Pull each line containing "this" out of the data and copy it.
━━ GIVEN DATA ━━
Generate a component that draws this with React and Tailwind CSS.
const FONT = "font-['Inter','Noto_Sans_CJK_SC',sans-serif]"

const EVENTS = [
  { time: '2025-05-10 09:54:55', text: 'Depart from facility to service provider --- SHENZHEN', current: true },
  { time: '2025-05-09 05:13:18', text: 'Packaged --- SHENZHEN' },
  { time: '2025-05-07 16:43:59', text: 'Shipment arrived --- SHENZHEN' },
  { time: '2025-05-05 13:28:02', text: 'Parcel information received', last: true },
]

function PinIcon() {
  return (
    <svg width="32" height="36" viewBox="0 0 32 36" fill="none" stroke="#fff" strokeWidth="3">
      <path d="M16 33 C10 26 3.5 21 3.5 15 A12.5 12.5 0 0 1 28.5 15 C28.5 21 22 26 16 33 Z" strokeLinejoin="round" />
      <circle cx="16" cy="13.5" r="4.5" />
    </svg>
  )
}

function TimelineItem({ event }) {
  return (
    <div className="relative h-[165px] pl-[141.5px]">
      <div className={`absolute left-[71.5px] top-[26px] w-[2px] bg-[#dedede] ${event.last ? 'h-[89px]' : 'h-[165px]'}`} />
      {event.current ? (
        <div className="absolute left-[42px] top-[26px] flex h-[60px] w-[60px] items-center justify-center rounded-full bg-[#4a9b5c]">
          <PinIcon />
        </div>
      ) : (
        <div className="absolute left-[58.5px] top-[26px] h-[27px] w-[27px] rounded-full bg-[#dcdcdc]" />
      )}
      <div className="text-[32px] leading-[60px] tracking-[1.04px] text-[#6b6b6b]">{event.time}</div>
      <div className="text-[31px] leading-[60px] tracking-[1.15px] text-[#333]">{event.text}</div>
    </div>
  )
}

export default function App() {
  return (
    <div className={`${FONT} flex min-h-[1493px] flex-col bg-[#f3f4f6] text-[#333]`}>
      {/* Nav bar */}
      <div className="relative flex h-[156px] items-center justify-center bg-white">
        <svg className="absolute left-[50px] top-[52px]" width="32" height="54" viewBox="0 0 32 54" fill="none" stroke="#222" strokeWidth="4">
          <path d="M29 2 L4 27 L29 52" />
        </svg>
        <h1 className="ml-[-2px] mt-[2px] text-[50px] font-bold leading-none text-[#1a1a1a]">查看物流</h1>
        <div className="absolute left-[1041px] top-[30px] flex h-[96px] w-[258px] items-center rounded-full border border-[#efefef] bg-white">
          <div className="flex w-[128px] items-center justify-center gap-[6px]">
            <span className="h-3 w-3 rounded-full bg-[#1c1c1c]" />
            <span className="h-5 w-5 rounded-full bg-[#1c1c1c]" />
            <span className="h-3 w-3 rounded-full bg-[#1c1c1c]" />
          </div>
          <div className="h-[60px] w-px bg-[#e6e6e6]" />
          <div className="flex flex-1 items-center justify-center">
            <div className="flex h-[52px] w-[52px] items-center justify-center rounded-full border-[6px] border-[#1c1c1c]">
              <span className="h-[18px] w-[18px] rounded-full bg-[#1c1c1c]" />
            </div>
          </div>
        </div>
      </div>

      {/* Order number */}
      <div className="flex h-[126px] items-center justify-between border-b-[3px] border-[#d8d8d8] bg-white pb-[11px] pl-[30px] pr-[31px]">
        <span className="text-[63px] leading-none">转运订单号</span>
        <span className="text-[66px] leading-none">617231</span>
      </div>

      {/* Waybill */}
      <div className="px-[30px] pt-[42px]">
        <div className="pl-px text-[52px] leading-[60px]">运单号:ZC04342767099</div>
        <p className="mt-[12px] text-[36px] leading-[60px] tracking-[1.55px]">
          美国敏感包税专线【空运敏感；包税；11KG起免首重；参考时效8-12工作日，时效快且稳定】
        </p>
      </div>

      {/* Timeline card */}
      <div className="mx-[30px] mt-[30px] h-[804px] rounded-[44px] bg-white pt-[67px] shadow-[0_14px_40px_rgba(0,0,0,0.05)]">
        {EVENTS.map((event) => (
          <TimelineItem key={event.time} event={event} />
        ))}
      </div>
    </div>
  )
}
━━━
━━ GIVEN DATA ━━
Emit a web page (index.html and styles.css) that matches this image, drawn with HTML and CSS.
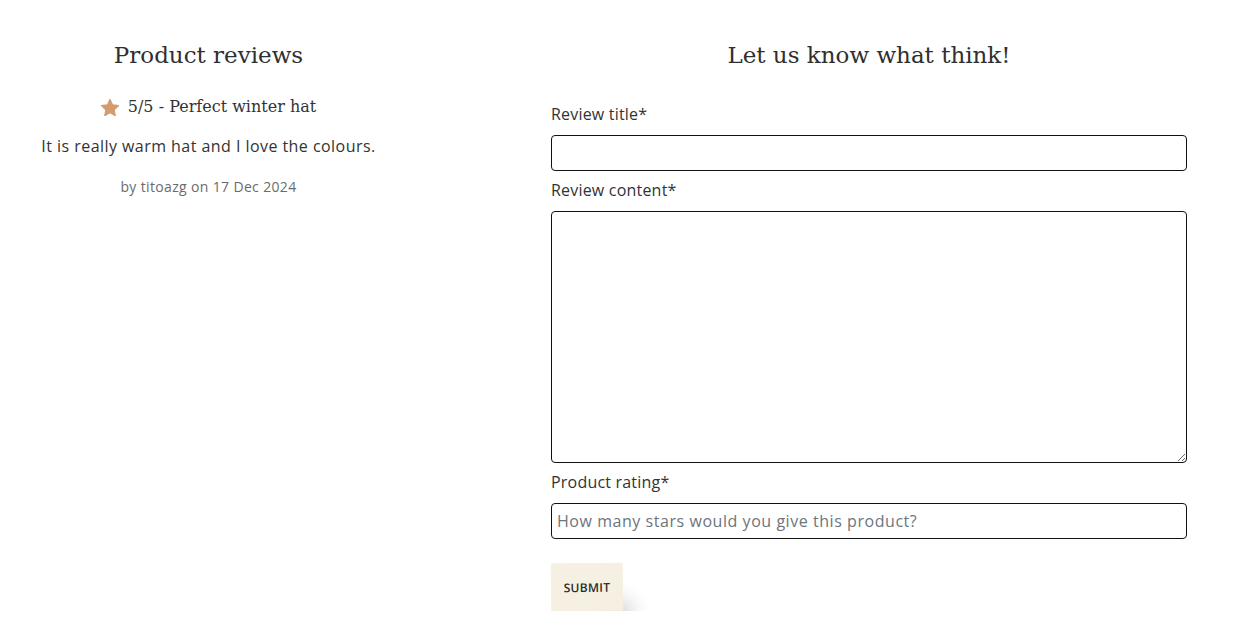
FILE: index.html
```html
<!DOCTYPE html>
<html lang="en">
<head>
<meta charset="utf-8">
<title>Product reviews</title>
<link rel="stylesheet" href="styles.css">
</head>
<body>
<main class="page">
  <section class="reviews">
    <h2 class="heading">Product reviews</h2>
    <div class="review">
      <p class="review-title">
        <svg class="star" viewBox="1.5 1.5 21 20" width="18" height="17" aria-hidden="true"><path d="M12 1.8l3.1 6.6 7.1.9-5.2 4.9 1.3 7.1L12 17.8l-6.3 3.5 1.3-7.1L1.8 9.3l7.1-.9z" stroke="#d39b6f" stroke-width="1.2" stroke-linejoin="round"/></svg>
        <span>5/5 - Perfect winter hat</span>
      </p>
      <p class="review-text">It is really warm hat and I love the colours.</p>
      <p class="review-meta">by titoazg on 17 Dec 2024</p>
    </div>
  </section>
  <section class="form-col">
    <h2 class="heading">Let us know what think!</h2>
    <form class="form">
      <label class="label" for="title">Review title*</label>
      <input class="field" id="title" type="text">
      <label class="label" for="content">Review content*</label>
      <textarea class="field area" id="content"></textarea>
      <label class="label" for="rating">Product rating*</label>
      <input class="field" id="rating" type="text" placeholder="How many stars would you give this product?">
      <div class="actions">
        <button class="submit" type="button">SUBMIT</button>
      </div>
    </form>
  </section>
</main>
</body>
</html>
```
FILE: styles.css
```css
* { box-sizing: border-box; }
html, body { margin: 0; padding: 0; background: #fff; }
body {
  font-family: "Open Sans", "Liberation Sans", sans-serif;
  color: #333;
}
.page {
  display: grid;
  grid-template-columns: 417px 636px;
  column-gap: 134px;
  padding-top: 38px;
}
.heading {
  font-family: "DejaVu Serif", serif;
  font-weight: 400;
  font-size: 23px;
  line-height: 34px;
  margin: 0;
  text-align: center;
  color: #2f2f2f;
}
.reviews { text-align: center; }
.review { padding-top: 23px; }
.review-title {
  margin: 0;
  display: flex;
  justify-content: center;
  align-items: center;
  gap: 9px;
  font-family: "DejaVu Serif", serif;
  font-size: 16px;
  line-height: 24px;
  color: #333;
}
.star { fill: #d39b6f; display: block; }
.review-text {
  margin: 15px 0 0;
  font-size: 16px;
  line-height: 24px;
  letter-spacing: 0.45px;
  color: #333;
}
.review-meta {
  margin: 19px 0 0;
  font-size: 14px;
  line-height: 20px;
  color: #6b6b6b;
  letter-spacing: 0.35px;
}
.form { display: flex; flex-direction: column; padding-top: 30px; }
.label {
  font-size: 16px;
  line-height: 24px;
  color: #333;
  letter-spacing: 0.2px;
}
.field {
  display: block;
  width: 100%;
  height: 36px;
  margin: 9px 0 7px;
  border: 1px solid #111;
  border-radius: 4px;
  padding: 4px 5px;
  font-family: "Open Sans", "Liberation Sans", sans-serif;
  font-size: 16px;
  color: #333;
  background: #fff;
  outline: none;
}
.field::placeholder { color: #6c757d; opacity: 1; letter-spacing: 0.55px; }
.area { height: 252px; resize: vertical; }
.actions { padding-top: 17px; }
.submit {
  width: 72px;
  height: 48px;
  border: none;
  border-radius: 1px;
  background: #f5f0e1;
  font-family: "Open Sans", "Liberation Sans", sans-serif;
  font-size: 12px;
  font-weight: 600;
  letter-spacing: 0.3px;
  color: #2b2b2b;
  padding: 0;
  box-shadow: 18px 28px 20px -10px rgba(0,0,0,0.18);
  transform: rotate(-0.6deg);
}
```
━━━
• **EXERCISE SOLUTION**:
Generate a component that draws this with React and Tailwind CSS.
Emit a web page (index.html and styles.css) that matches this image, drawn with HTML and CSS.
      <input class="field" id="rating" type="text" placeholder="How many stars would you give this product?">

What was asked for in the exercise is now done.